The Napoleonic Wars were a popular subject for history painting and narrative art. By this time the very nature of the subject matter was calculated to elicit a nationalist response. In Spain, Goya’s Third of May 1808 (1814) became the supreme expression of Spanish Nationalism.Art became a central element in nationalism across nineteenth-century Europe.

The British taste for narrative art was pervasive throughout the nineteenth century. Celebratory art glorified imperialism, endorsing Britain’s claim to a God-given right to rule over colonial nations. This narrative impulse also lent itself to social and moral commentary; a tradition of satire flourished alongside more academic subjects, as in the work of William Hogarth (1697—1764) and James Gillray (1757—1815). In France this social content of art established itself through works such as Raft of the Medusa (1819) by Theodore Gericault (1791—1824), a polemic against the Bourbon restoration and readable as political allegory. Gericault’s artistic legacy can be seen in realism and social realist art.

In the twentieth century the rise of the avantgarde led to the breakdown of academic hierarchy. Such work, created outside formal social structures, loosened the hold of history painting, although its principles, particularly as a strong tool for propaganda, are still evident in Picasso’s Guernica (1937) and the output of the socialist-inspired Mexican Muralists. The avant-garde rested on the idea of the autonomy of the artist; hence this mode of art would be challenged by the restrictions on art production imposed by mid-twentieth-century dictatorships. The strict regulation of the art world under various totalitarian regimes was unprecedented in the annals of art history and represented the high point of the appropriation of art as propaganda.

In Nazi Germany the state sponsored both high and low art. The Nazis imposed strict controls on all aspects of culture. Artistic style and subject matter alike had to reflect the idealized values of the volk (people). This contrasts with Fascist Italy, which saw some crossover between official art and modernism. The tenets of a “German Art” were displayed in the famous exhibition “Blut und Boden” (Blood and Soil) of 1935, which promoted the depiction of idyllic scenes and heroic individuals in monumental poses. Portrayals of the workers themselves were generally subordinated to displays of heavy industry, and unemployment was never shown. Posters, an immediate form of communication ideally suited to the government’s aim, played an important role in wartime propaganda. Artists creating opposition propaganda included John Heartfield (1891— 1968), whose photomontages satirized Nazi policy.

In the USSR art figured in Soviet “Agitprop” (Agitational Propaganda). The most famous example of Agitprop art was Vladimir Tatlin’s (1895—1953) Monument to the Third Communist International, a response to Lenin’s call for monumental propaganda. Agitprop was all-embracing in society: even candy wrappers were used in this way. The dynamic tradition of Russian modernist art gave way to a dreary academic style glorifying the party, the state, or workers. Only political posters remained a vibrant and modern aesthetic medium.

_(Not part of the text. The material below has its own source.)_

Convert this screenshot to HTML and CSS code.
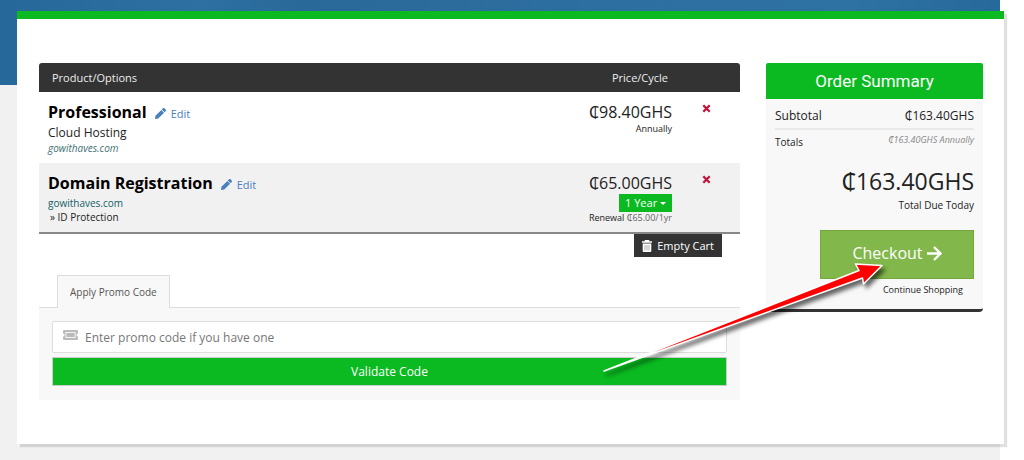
FILE: index.html
```html
<!DOCTYPE html>
<html lang="en">
<head>
    <meta charset="UTF-8">
    <meta name="viewport" content="width=device-width, initial-scale=1.0">
    <title>Review &amp; Checkout</title>
    <link rel="stylesheet" href="styles.css">
</head>
<body>
    <div class="page">
        <main class="card">
            <div class="cart">
                <table class="cart-items">
                    <thead>
                        <tr>
                            <th class="item">Product/Options</th>
                            <th class="price">Price/Cycle</th>
                            <th class="remove"></th>
                        </tr>
                    </thead>
                    <tbody>
                        <tr>
                            <td class="item">
                                <div class="item-title">
                                    Professional
                                    <a href="#" class="edit">
                                        <svg width="11" height="11" viewBox="0 0 512 512" fill="currentColor"><path d="M498 142l-46 46c-5 5-12 5-17 0L324 77c-5-5-5-12 0-17l46-46c19-19 49-19 68 0l60 60c19 19 19 49 0 68zM284 100L22 362 0 484c-3 16 12 30 28 28l122-22 262-262c5-5 5-12 0-17L301 100c-5-5-12-5-17 0z"/></svg>
                                        Edit
                                    </a>
                                </div>
                                <div class="item-group">Cloud Hosting</div>
                                <div class="item-domain"><em>gowithaves.com</em></div>
                            </td>
                            <td class="price">
                                <div class="amount">₵98.40GHS</div>
                                <div class="cycle">Annually</div>
                            </td>
                            <td class="remove">
                                <button type="button" aria-label="Remove Professional">
                                    <svg width="9" height="9" viewBox="0 0 9 9"><path d="M1.3 1.3l6.4 6.4M7.7 1.3L1.3 7.7" stroke="currentColor" stroke-width="2.3"/></svg>
                                </button>
                            </td>
                        </tr>
                        <tr>
                            <td class="item">
                                <div class="item-title">
                                    Domain Registration
                                    <a href="#" class="edit">
                                        <svg width="11" height="11" viewBox="0 0 512 512" fill="currentColor"><path d="M498 142l-46 46c-5 5-12 5-17 0L324 77c-5-5-5-12 0-17l46-46c19-19 49-19 68 0l60 60c19 19 19 49 0 68zM284 100L22 362 0 484c-3 16 12 30 28 28l122-22 262-262c5-5 5-12 0-17L301 100c-5-5-12-5-17 0z"/></svg>
                                        Edit
                                    </a>
                                </div>
                                <div class="item-domain">gowithaves.com</div>
                                <div class="item-addon">» ID Protection</div>
                            </td>
                            <td class="price">
                                <div class="amount">₵65.00GHS</div>
                                <button type="button" class="term">1 Year <span class="caret"></span></button>
                                <div class="renewal">Renewal <span>₵65.00/1yr</span></div>
                            </td>
                            <td class="remove">
                                <button type="button" aria-label="Remove Domain Registration">
                                    <svg width="9" height="9" viewBox="0 0 9 9"><path d="M1.3 1.3l6.4 6.4M7.7 1.3L1.3 7.7" stroke="currentColor" stroke-width="2.3"/></svg>
                                </button>
                            </td>
                        </tr>
                    </tbody>
                </table>
                <div class="empty-cart">
                    <button type="button">
                        <svg width="10" height="12" viewBox="0 0 10 12"><path fill="#fff" d="M3 0h4l.6 1.2H10v1.600H0V1.200h2.400zM.7 3.400h8.600V11q0 1-1 1H1.700q-1 0-1-1z"/><path stroke="#999" stroke-width=".8" d="M3 5v5.400M5 5v5.400M7 5v5.400"/></svg>
                        Empty Cart
                    </button>
                </div>

                <div class="tabs">
                    <a href="#promo" class="tab">Apply Promo Code</a>
                </div>
                <form class="promo" id="promo">
                    <div class="promo-field">
                        <label for="promocode">
                            <svg width="15" height="10" viewBox="0 0 15 10"><path fill="#bbb" fill-rule="evenodd" d="M1 0h13q1 0 1 1v2.500a1.500 1.500 0 0 0 0 3V9q0 1-1 1H1q-1 0-1-1V6.500a1.500 1.500 0 0 0 0-3V1q0-1 1-1zM2.500 2v6h10V2z"/><path fill="#bbb" d="M3.300 2.800h8.400v4.400H3.300z"/></svg>
                        </label>
                        <input type="text" id="promocode" placeholder="Enter promo code if you have one">
                    </div>
                    <button type="button" class="validate">Validate Code</button>
                </form>
            </div>

            <aside class="summary">
                <h2>Order Summary</h2>
                <div class="summary-body">
                    <div class="subtotal">
                        <span>Subtotal</span>
                        <span>₵163.40GHS</span>
                    </div>
                    <div class="totals">
                        <span>Totals</span>
                        <em>₵163.40GHS Annually</em>
                    </div>
                    <div class="due">₵163.40GHS</div>
                    <div class="due-label">Total Due Today</div>
                    <button type="button" class="checkout">
                        Checkout
                        <svg width="15" height="15" viewBox="0 0 15 15" fill="none" stroke="currentColor" stroke-width="2.400"><path d="M0 7.500h13M7 1l6.500 6.500L7 14"/></svg>
                    </button>
                    <a href="#" class="continue">Continue Shopping</a>
                </div>
            </aside>

            <!-- pointer over the checkout button -->
            <svg class="pointer" width="300" height="130" viewBox="0 0 300 130">
                <path d="M4 113L259 12.500L255.500 6L282 7.500L263.500 26L262.500 20Z" fill="#f00" stroke="#fff" stroke-width="1.500" stroke-linejoin="round"/>
            </svg>
        </main>
    </div>
</body>
</html>
```
FILE: styles.css
```css
* {
    margin: 0;
    padding: 0;
    box-sizing: border-box;
}

body {
    font-family: "Open Sans", "Noto Sans", sans-serif;
    font-size: 12px;
    color: #222;
    background-color: #fff;
}

button,
input {
    font-family: inherit;
    border: none;
    background: none;
}

button {
    cursor: pointer;
}

a {
    color: inherit;
    text-decoration: none;
}

.page {
    min-height: 100vh;
    margin-right: 24px;
    padding: 11px 0 16px 17px;
    background: linear-gradient(90deg, #27689a, #2e70a2 20%, #29699a 30%, #2d6fa0 60%, #2e71a3 85%, #27699b) no-repeat #f1f1f1;
    background-size: 100% 85px;
}

.card {
    position: relative;
    display: flex;
    align-items: flex-start;
    gap: 26px;
    margin-right: -4px;
    padding: 44px 21px 44px 22px;
    background-color: #fff;
    border-top: 8px solid #0aba20;
    box-shadow: 3px 3px 1px rgba(0, 0, 0, 0.12);
}

/* cart table */

.cart {
    flex: 1;
}

.cart-items {
    width: 100%;
    border-collapse: separate;
    border-spacing: 0;
    border-bottom: 2px solid #888;
}

.cart-items th {
    height: 29px;
    background-color: #333;
    color: #eee;
    font-size: 11px;
    font-weight: 500;
    text-align: left;
}

.cart-items th.item {
    padding-left: 13px;
    border-top-left-radius: 3px;
}

.cart-items th.price {
    padding-right: 12px;
    text-align: right;
}

.cart-items th.remove {
    width: 60px;
    border-top-right-radius: 3px;
}

.cart-items td {
    height: 71px;
    padding: 9px 8px 0 9px;
    vertical-align: top;
}

.cart-items tr:nth-child(2) td {
    height: 69px;
    background-color: #f1f1f1;
}

.cart-items td.price {
    text-align: right;
}

.cart-items td.remove {
    padding: 12px 0 0 22px;
}

.remove button {
    display: block;
    color: #c0163c;
}

.remove svg {
    display: block;
}

.item-title {
    color: #000;
    font-size: 16px;
    font-weight: 700;
    line-height: 22px;
}

.edit {
    margin-left: 4px;
    color: #4a80bd;
    font-size: 11px;
    font-weight: 400;
}

.edit svg {
    margin-right: 2px;
    vertical-align: -1px;
}

.item-group {
    line-height: 16px;
}

.item-domain {
    color: #11606a;
    font-size: 10px;
    line-height: 14px;
}

.item-domain em {
    color: #446f74;
}

.item-addon {
    padding-left: 2px;
    font-size: 10px;
    line-height: 14px;
}

.amount {
    font-size: 16px;
    line-height: 22px;
}

.cycle {
    font-size: 9px;
    line-height: 12px;
}

.term {
    display: block;
    height: 18px;
    margin-left: auto;
    padding: 0 6px;
    background-color: #0aba20;
    color: #fff;
    font-size: 11px;
    line-height: 18px;
}

.caret {
    display: inline-block;
    border: 3px solid transparent;
    border-top-color: #fff;
    border-bottom: 0;
    vertical-align: 2px;
}

.renewal {
    font-size: 9px;
    line-height: 12px;
}

.renewal span {
    color: #666;
}

.empty-cart {
    display: flex;
    justify-content: flex-end;
    padding-right: 18px;
}

.empty-cart button {
    display: flex;
    align-items: center;
    gap: 5px;
    height: 23px;
    padding: 0 8px;
    background-color: #333;
    color: #fff;
    font-size: 11px;
}

/* promo code */

.tabs {
    display: flex;
    margin-top: 18px;
    padding-left: 18px;
    border-bottom: 1px solid #ddd;
}

.tab {
    height: 33px;
    margin-bottom: -1px;
    padding: 0 12px;
    background-color: #f8f8f8;
    border: 1px solid #ddd;
    border-bottom: none;
    color: #555;
    font-size: 10px;
    line-height: 32px;
}

.promo {
    padding: 13px 13px 14px;
    background-color: #f8f8f8;
}

.promo-field {
    display: flex;
    align-items: center;
    height: 32px;
    margin-bottom: 4px;
    padding: 0 10px;
    background-color: #fff;
    border: 1px solid #ddd;
    border-radius: 2px;
}

.promo-field label {
    display: flex;
    padding-bottom: 4px;
}

.promo-field input {
    flex: 1;
    padding-left: 7px;
    font-size: 12px;
    outline: none;
}

.promo-field input::placeholder {
    color: #777;
}

.validate {
    display: block;
    width: 100%;
    height: 29px;
    background-color: #0aba20;
    border: 1px solid #ccc;
    color: #fff;
    font-size: 12px;
}

/* order summary */

.summary {
    width: 217px;
    background-color: #f8f8f8;
    border-bottom: 3px solid #333;
    border-radius: 4px;
}

.summary h2 {
    background-color: #0aba20;
    border-radius: 2px 2px 0 0;
    color: #fff;
    font-family: Roboto, sans-serif;
    font-size: 17px;
    font-weight: 400;
    line-height: 36px;
    text-align: center;
}

.summary-body {
    display: flex;
    flex-direction: column;
    align-items: flex-end;
    padding: 7px 9px 12px;
}

.subtotal,
.totals {
    display: flex;
    justify-content: space-between;
    width: 100%;
}

.subtotal {
    padding-bottom: 2px;
    border-bottom: 2px solid #e9e9e9;
    line-height: 20px;
}

.totals {
    padding-top: 3px;
    font-size: 10px;
    line-height: 18px;
}

.totals em {
    color: #888;
    font-size: 9px;
    line-height: 14px;
}

.due {
    margin-top: 14px;
    font-size: 23px;
    line-height: 32px;
}

.due-label {
    font-size: 10px;
    line-height: 16px;
}

.checkout {
    display: flex;
    align-items: center;
    justify-content: center;
    gap: 4px;
    width: 154px;
    height: 49px;
    margin-top: 17px;
    padding-bottom: 3px;
    background-color: #82b74b;
    border: 1px solid #74a83e;
    color: #fff;
    font-size: 16px;
}

.continue {
    margin-top: 4px;
    padding-right: 11px;
    font-size: 9px;
    line-height: 14px;
}

.pointer {
    position: absolute;
    top: 239px;
    right: 104px;
    filter: drop-shadow(3px 4px 2px rgba(0, 0, 0, 0.6));
    pointer-events: none;
}
```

In Mexico, Diego Rivera (1866—1957) considered mural painting a powerful form of propaganda and switched from his earlier Cubist style, winning international acclaim. His compatriots David Alfaro Siqueiros (1894—1974) and Jose Clemente Orozco (1883—1949) also received such praise. These artists eventually moved to the United States, where they won commissions and introduced a new political dimension into American art. Orozco completed a mural cycle in Dartmouth College (1932) depicting Western imperialism and twentieth-century industrialization. Siqueiros completed both Tropical America and Portrait of Present Day Mexico in Los Angeles. Rivera created the most famous mural of the group for Henry Ford, Detroit lndustry (1933), which presented a radical representation of labor and technology. A Rivera mural in Rockefeller Center in New York drew criticism because it included a portrait of Lenin; as a result the mural was destroyed.

The effect of the muralists on the American art scene was immense, especially in New York: the center of social realist art. Social realism in the United States was wholly different from the form seen in Soviet Russia. Artists such as Ben Shahn (1898—1969) and Phillip Evergood (1901—1973) took inspiration from labor unrest and racial discrimination. U.S. government responses to the Great Depression included the commissioning of art by the Works Progress Administration Federal Arts Projects (WPA-FAP). Famous (and controversial) works included the murals in the Coit Tower in San Francisco, with their apparent Communist subtext.

The Cold War had major implications for art, emphasizing the polarity between the free Western model of high-cultured, formalist, and abstract art against the Soviet model, which was figurative and restrictive. The CIA and other U.S. organizations subsidized and promoted U.S. abstract expressionist artists overseas as symbols of the creative freedom enjoyed within the U.S. system. Ironically many of these artists had been associated with the political left, and their abstract style was a conscious rejection of politics in art. Their role in the cultural Cold War was a case of art being appropriated as propaganda as opposed to the conscious construction of art as propaganda. Propaganda art found more fertile ground in criticizing the U.S. government during the Vietnam conflict through works such as the famous Art Workers Coalition piece Q.And Babies? A.And Babies (1970), which commented on the horror of the My Lai incident. The postmodern period has seen the marginalization of politicized art, although totalitarian art lives on in places like Iraq, China, and North Korea.